07 May 2007

Anam Cara Friendship (John O'Donohue)

John O'Donohue says:

"In everyone's life there is a great need for an Anam Cara, a soul friend. In this love, you are understood as you are without mask or pretension. The superficial and functional lies and half-truths of acquaintance fall away. You can be as you really are. Love allows understanding to dawn, and understanding is precious. Where you are understood, you are at home. Understanding nourishes belonging. When you really feel understood, you feel free to release yourself into the trust and shelter of the other person's soul.

A way of explaining friendship is that between two people friendship awakened. It wasn't manufactured or produced or programmed, but it awakened between them in their meeting. It was almost as if an ancient affinity that was latent in their spirit comes awake and comes alive, and that each is joined in an ancient way with a friend of their soul. People say that friends are made. I don't think friends are made at all, but rather discovered. If you look back along your life, you will see that at the crucial thresholds, different people were sent to you to help you acknowledge what was going on, to recognize your own responsibility, and to bring you over thresholds. The most creative growth points in our inner journey are all due to the assistance, graciousness and surprise that friendship brings.
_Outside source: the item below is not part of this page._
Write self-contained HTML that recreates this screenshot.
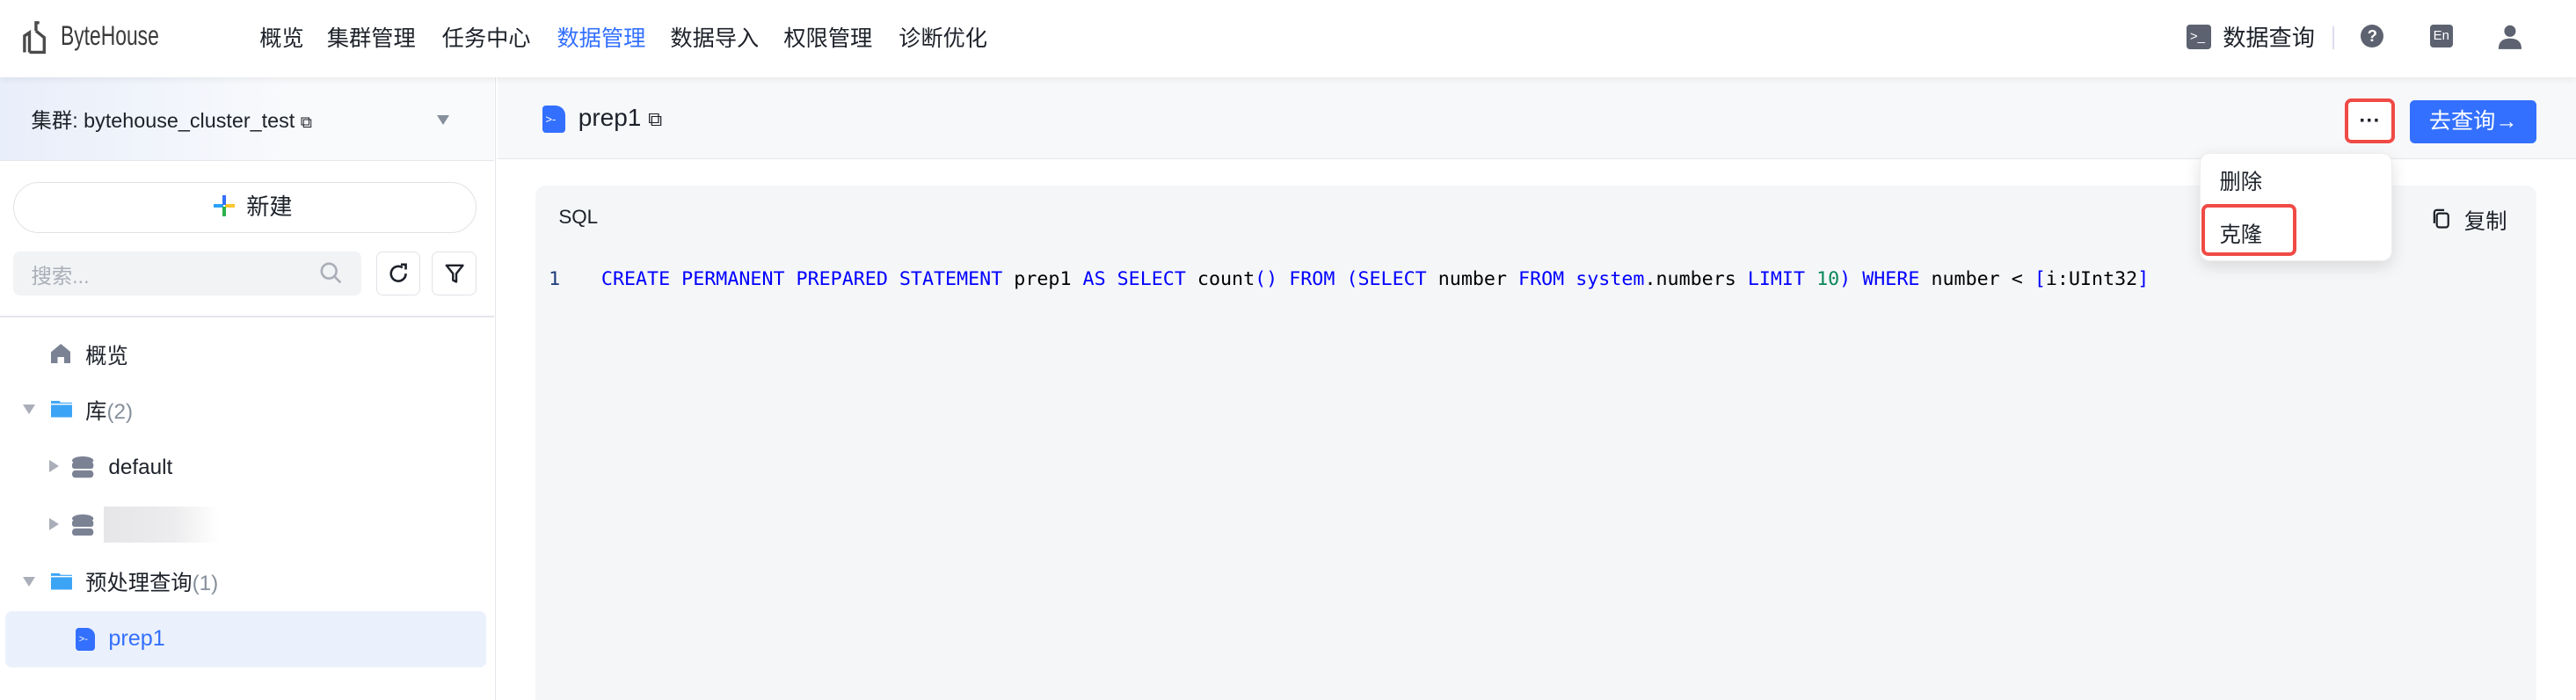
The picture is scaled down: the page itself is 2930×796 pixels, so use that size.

Friendship has a secret logic and a secret destiny. Something that's startling about one's friends is that the first meeting was so contingent and so seemingly accidental; and yet, if you look back now, your life would be unimaginable without the friends who have helped to shape you and give birth to your soul. To put it more pictorially still, it's utterly fascinating to me that no human person ever sees their own face. We look in mirrors and we have images, but we never see our own faces. And we never see our own bodies fully either. A friend is a true mirror in which we begin to get some little glimpse of who we are and the immensity that we carry - and that sometimes haunts us. Friendship is the shelter; and it's not a complacent shelter but a shelter that settles some primal restlessness down within us. It liberates us to get into the dance of our own life."